Ryan Doyle: We'll use data we didn't have the right to use.



Boris Revechkis: Exactly. So I mean, GDPR is really like almost the shield for this. Right? Like, "Hey, we're just not going to use data in ways that is irresponsible or that people don't want us to do in order to further these ends." But when people are explicitly told what's going to happen to their data, and how we and our customers are going to use it, and they're okay with that, great. That's sort of what it comes down to.



Ryan Doyle: Thank you for answering that.

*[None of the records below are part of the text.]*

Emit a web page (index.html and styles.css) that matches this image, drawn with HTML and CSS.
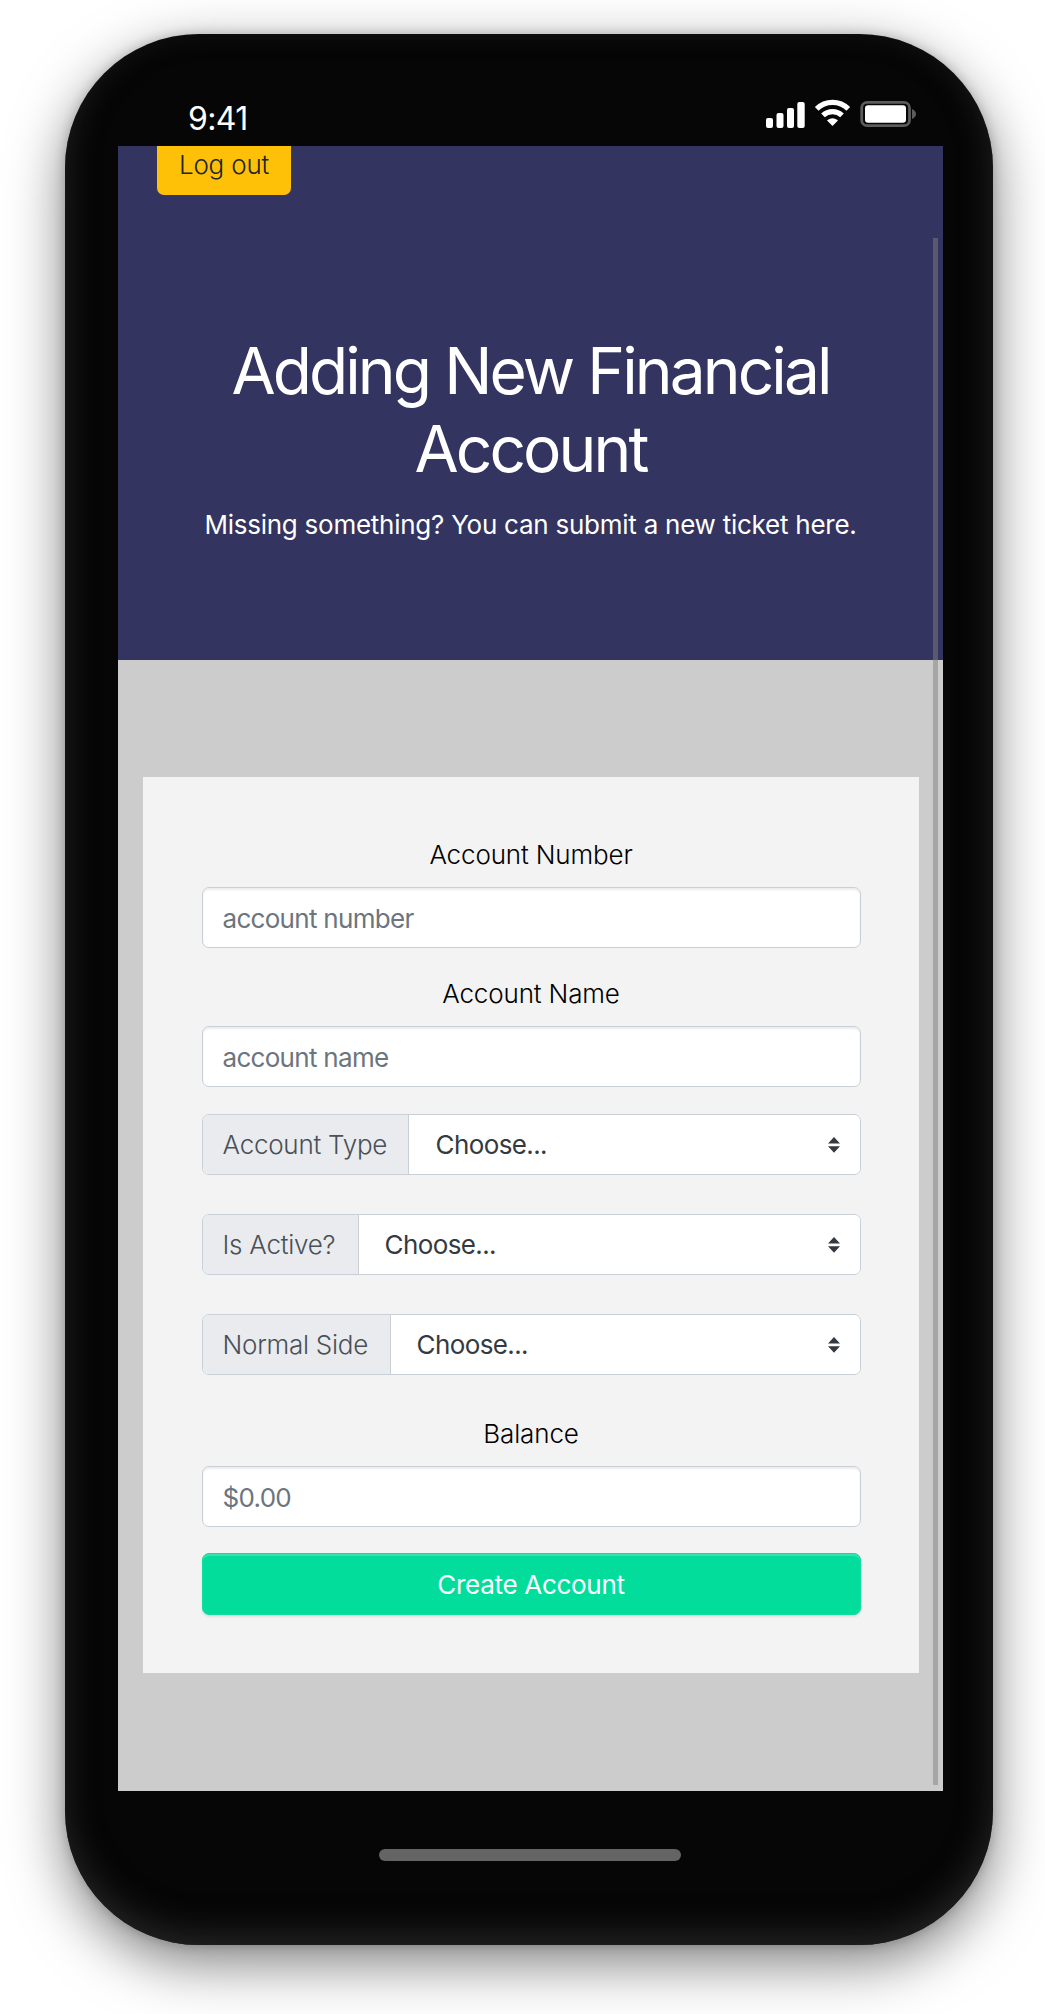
FILE: index.html
```html
<!DOCTYPE html>
<html lang="en">
<head>
<meta charset="utf-8">
<title>Adding New Financial Account</title>
<link rel="stylesheet" href="styles.css">
</head>
<body>
<div class="phone">
  <div class="status">
    <span class="time">9:41</span>
    <svg class="indicators" width="154" height="32" viewBox="0 0 154 32">
      <g fill="#fff">
        <rect x="3" y="20" width="7" height="10" rx="2"/>
        <rect x="13.5" y="15" width="7" height="15" rx="2"/>
        <rect x="24" y="10" width="7" height="20" rx="2"/>
        <rect x="34.3" y="4" width="7.4" height="26" rx="2"/>
        <path d="M69.500 28 L64.300 22.800 Q64 22.300 64.500 22 Q69.500 18.500 74.500 22 Q75 22.300 74.700 22.800 Z"/>
      </g>
      <g fill="none" stroke="#fff" stroke-width="5.200">
        <path d="M53.700 10.900 A22.500 22.500 0 0 1 85.300 10.900"/>
        <path d="M60 17.400 A13.700 13.700 0 0 1 79 17.400"/>
      </g>
      <rect x="98.700" y="4.300" width="47.800" height="23.400" rx="5.500" fill="none" stroke="#5c5c5c" stroke-width="2.800"/>
      <rect x="102" y="7.300" width="41" height="17.500" rx="3" fill="#fff"/>
      <path d="M149 11 Q153 13 153 16 Q153 19 149 21 Z" fill="#5c5c5c"/>
    </svg>
  </div>
  <main class="screen">
    <header class="hero">
      <button class="logout"><span>Log out</span></button>
      <h1 class="title">Adding New Financial<br>Account</h1>
      <p class="subtitle">Missing something? You can submit a new ticket here.</p>
    </header>
    <form class="card">
      <label class="label" for="number">Account Number</label>
      <input class="input first" id="number" placeholder="account number">
      <label class="label" for="name">Account Name</label>
      <input class="input second" id="name" placeholder="account name">
      <div class="group type">
        <label class="addon" for="type">Account Type</label>
        <select class="select" id="type"><option>Choose...</option></select>
        <svg class="caret" width="12" height="16" viewBox="0 0 12 16"><path d="M6 0 12 6.500H0ZM0 9.300H12L6 15.800Z" fill="#343a40"/></svg>
      </div>
      <div class="group active">
        <label class="addon" for="active">Is Active?</label>
        <select class="select" id="active"><option>Choose...</option></select>
        <svg class="caret" width="12" height="16" viewBox="0 0 12 16"><path d="M6 0 12 6.500H0ZM0 9.300H12L6 15.800Z" fill="#343a40"/></svg>
      </div>
      <div class="group side">
        <label class="addon" for="side">Normal Side</label>
        <select class="select" id="side"><option>Choose...</option></select>
        <svg class="caret" width="12" height="16" viewBox="0 0 12 16"><path d="M6 0 12 6.500H0ZM0 9.300H12L6 15.800Z" fill="#343a40"/></svg>
      </div>
      <label class="label" for="balance">Balance</label>
      <input class="input third" id="balance" placeholder="$0.00">
      <button class="create" type="button">Create Account</button>
    </form>
    <div class="scrollbar"></div>
  </main>
  <div class="home"></div>
</div>
</body>
</html>
```
FILE: styles.css
```css
* { box-sizing: border-box; }
body {
  margin: 0;
  height: 2014px;
  overflow: hidden;
  padding: 34px 0 0 65px;
  background: #fff;
  font-family: Inter, "Liberation Sans", sans-serif;
  font-size: 26px;
}
.phone {
  width: 928px;
  height: 1911px;
  padding: 0 49px 0 53px;
  border-radius: 134px;
  background: #060606;
  box-shadow: 0 18px 56px rgba(0, 0, 0, .5), 0 0 12px rgba(0, 0, 0, .2), inset 0 -12px 32px #242424;
}
.status {
  height: 112px;
  padding: 64px 27px 0 70px;
  display: flex;
  justify-content: space-between;
  align-items: flex-start;
  color: #fff;
}
.time {
  font-size: 32px;
  font-weight: 420;
  line-height: 41px;
  letter-spacing: -.6px;
}
.indicators { flex: none; }
.screen {
  position: relative;
  width: 825px;
  height: 1645px;
  background: #ccc;
  overflow: hidden;
}
.hero {
  display: flow-root;
  height: 514px;
  background: #333460;
  color: #fff;
  text-align: center;
}
.logout {
  display: block;
  width: 134px;
  height: 61px;
  margin: -12px 0 0 39px;
  padding: 0;
  border: 0;
  border-radius: 7px;
  background: #ffc107;
  color: #212529;
  font: 300 26px/61px Inter, sans-serif;
  letter-spacing: -.2px;
}
.title {
  margin: 137px 0 0;
  font-size: 64px;
  font-weight: 430;
  line-height: 77.500px;
  letter-spacing: -2.900px;
}
.subtitle {
  margin: 18px 0 0;
  font-size: 26px;
  line-height: 39px;
  letter-spacing: -.25px;
}
.card {
  width: 776px;
  height: 896px;
  margin: 117px 0 0 25px;
  padding: 59px 58.500px 0;
  background: #f3f3f3;
  display: flex;
  flex-direction: column;
}
.label {
  height: 39px;
  margin-bottom: 12px;
  text-align: center;
  font-weight: 300;
  line-height: 38px;
  letter-spacing: -.15px;
  color: #000;
}
.input {
  height: 61px;
  flex: none;
  padding: 1px 20px 0;
  border: 1.500px solid #c8cfd6;
  border-radius: 7px;
  background: #fff;
  box-shadow: inset 0 2px 2px rgba(0, 0, 0, .075);
  font: 420 26px/39px Inter, sans-serif;
  letter-spacing: -.7px;
}
.input::placeholder { color: #6c757d; opacity: 1; }
.first { margin-bottom: 27px; }
.second { margin-bottom: 27px; }
.third { margin-bottom: 26px; }
.group {
  position: relative;
  display: flex;
  flex: none;
  height: 61px;
  margin-bottom: 39px;
  border: 1.500px solid #c8cfd6;
  border-radius: 7px;
  background: #fff;
  overflow: hidden;
}
.side { margin-bottom: 40px; }
.addon {
  width: 206px;
  padding-left: 20px;
  border-right: 1.500px solid #c8cfd6;
  background: #e9ebee;
  color: #495057;
  font-weight: 340;
  line-height: 60px;
  letter-spacing: -.25px;
  white-space: nowrap;
}
.active .addon { width: 156px; }
.side .addon { width: 188px; }
.select {
  flex: 1;
  appearance: none;
  border: 0;
  padding: 1px 0 0 26px;
  background: #fff;
  color: #343a40;
  font: 400 26px/58px Inter, sans-serif;
  letter-spacing: -.6px;
}
.type .select { padding-left: 27px; }
.caret {
  position: absolute;
  right: 20px;
  top: 22px;
}
.create {
  height: 62px;
  flex: none;
  border: 1.500px solid #12dda0;
  border-radius: 7px;
  background: #02dd9c;
  color: #fff;
  box-shadow: inset 0 2px 0 rgba(255, 255, 255, .2), 0 2px 2px rgba(0, 0, 0, .075);
  font: 400 26px/39px Inter, sans-serif;
  letter-spacing: -.3px;
}
.scrollbar {
  position: absolute;
  right: 5px;
  top: 92px;
  width: 5px;
  height: 1547px;
  background: rgba(128, 128, 128, .5);
}
.home {
  width: 302px;
  height: 12px;
  margin: 58px 0 0 261px;
  border-radius: 6px;
  background: #646464;
}
```
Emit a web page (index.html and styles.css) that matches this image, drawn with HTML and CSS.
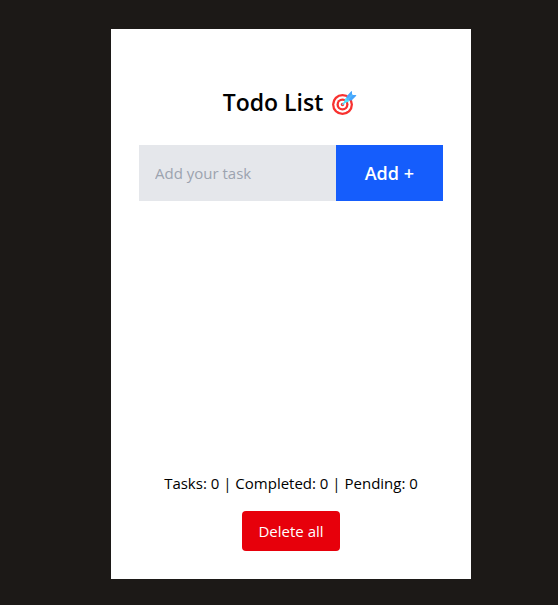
FILE: index.html
```html
<!DOCTYPE html>
<html lang="en">
<head>
<meta charset="utf-8">
<meta name="viewport" content="width=device-width, initial-scale=1">
<title>Todo List</title>
<link rel="stylesheet" href="styles.css">
</head>
<body>
<main class="card">
  <header class="header">
    <h1 class="title">Todo List</h1>
    <svg class="target" viewBox="0 -2 28 28" aria-hidden="true">
      <circle cx="11.500" cy="14.500" r="10.500" fill="#f8312f"/>
      <circle cx="11.500" cy="14.500" r="8.200" fill="#fff"/>
      <circle cx="11.500" cy="14.500" r="6" fill="#f8312f"/>
      <circle cx="11.500" cy="14.500" r="3.700" fill="#fff"/>
      <circle cx="11.500" cy="14.500" r="1.700" fill="#f8312f"/>
      <path d="M11.800 14.200 17 9" stroke="#50e2ff" stroke-width="1.600" stroke-linecap="round"/>
      <path d="M15.500 10.500V6.500L20 1.500q1-1 1 .500V5h3.500q1.500 0 .500 1L20.500 10.500Z" fill="#46a4fb"/>
      <path d="M12.500 13.500 14 9q.500-1.500 2-1l2 2q.500 1.500-1 2Z" fill="#50e2ff"/>
      <path d="M16 10 21.500 4.500" stroke="#50b8ff" stroke-width="1.600"/>
    </svg>
  </header>
  <form class="entry">
    <input class="entry-input" type="text" placeholder="Add your task" aria-label="Add your task">
    <button class="entry-button" type="button">Add +</button>
  </form>
  <footer class="footer">
    <p class="stats">Tasks: 0 | Completed: 0 | Pending: 0</p>
    <button class="delete" type="button">Delete all</button>
  </footer>
</main>
</body>
</html>
```
FILE: styles.css
```css
* {
  box-sizing: border-box;
}

body {
  display: grid;
  place-items: center;
  min-height: 100vh;
  margin: 0;
  padding: 2px 0 0 24px;
  background: #1c1917;
  color: #000;
  font: 15px/24px "Segoe UI", "Open Sans", "Noto Sans", sans-serif;
}

.card {
  display: flex;
  flex-direction: column;
  width: 100%;
  max-width: 360px;
  min-height: 550px;
  padding: 28px;
  background: #fff;
}

.header {
  display: flex;
  justify-content: center;
  align-items: center;
  gap: 8px;
  margin: 27px 0 25px;
}

.title {
  margin: 0;
  font-size: 23px;
  font-weight: 600;
  line-height: 36px;
}

.target {
  width: 28px;
  height: 28px;
  fill: none;
}

.entry {
  display: flex;
  height: 56px;
}

.entry-input {
  flex: 1;
  min-width: 0;
  padding: 0 16px;
  border: 0;
  border-radius: 0;
  background: #e5e7eb;
  color: inherit;
  font: inherit;
}

.entry-input::placeholder {
  color: #9ca3af;
  opacity: 1;
}

.entry-button {
  padding: 0 29px;
  border: 0;
  background: #155dfc;
  color: #fff;
  font: inherit;
  font-size: 18px;
  font-weight: 600;
}

.footer {
  display: flex;
  flex-direction: column;
  align-items: center;
  gap: 16px;
  margin-top: auto;
}

.stats {
  margin: 0;
}

.delete {
  padding: 8px 16px;
  border: 0;
  border-radius: 4px;
  background: #e7000b;
  color: #fff;
  font: inherit;
}
```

PJ Bruno: Yeah, I appreciate that too.



Boris Revechkis: Yeah.



PJ Bruno: I want to close it out real quick. I think this article is so good, and I really love the closing paragraphs. So this is how he summed it all up. "A perfect storm is brewing: the agony of old systems, the void left by less and less trustworthy tech platforms, the disruption of the labor markets by the fourth industrial revolution, and the critical importance of reinventing capitalism and redefining the meaning of meaningful work. In the middle of conflicting agendas, CEOs will have to make tough choices. The most responsible of them know they will have their role to place in tackling all these issues, but are also humble enough to realize that, now more than ever, business can't do it alone." Is that a cough drop?



Boris Revechkis: Sorry. I had to get a cough drop.



PJ Bruno: All right. Well, signing off, this is PJ Bruno.



Ryan Doyle: This is Ryan Doyle.



Boris Revechkis: And Boris Revechkis.



PJ Bruno: You guys take care. Come see us again sometime.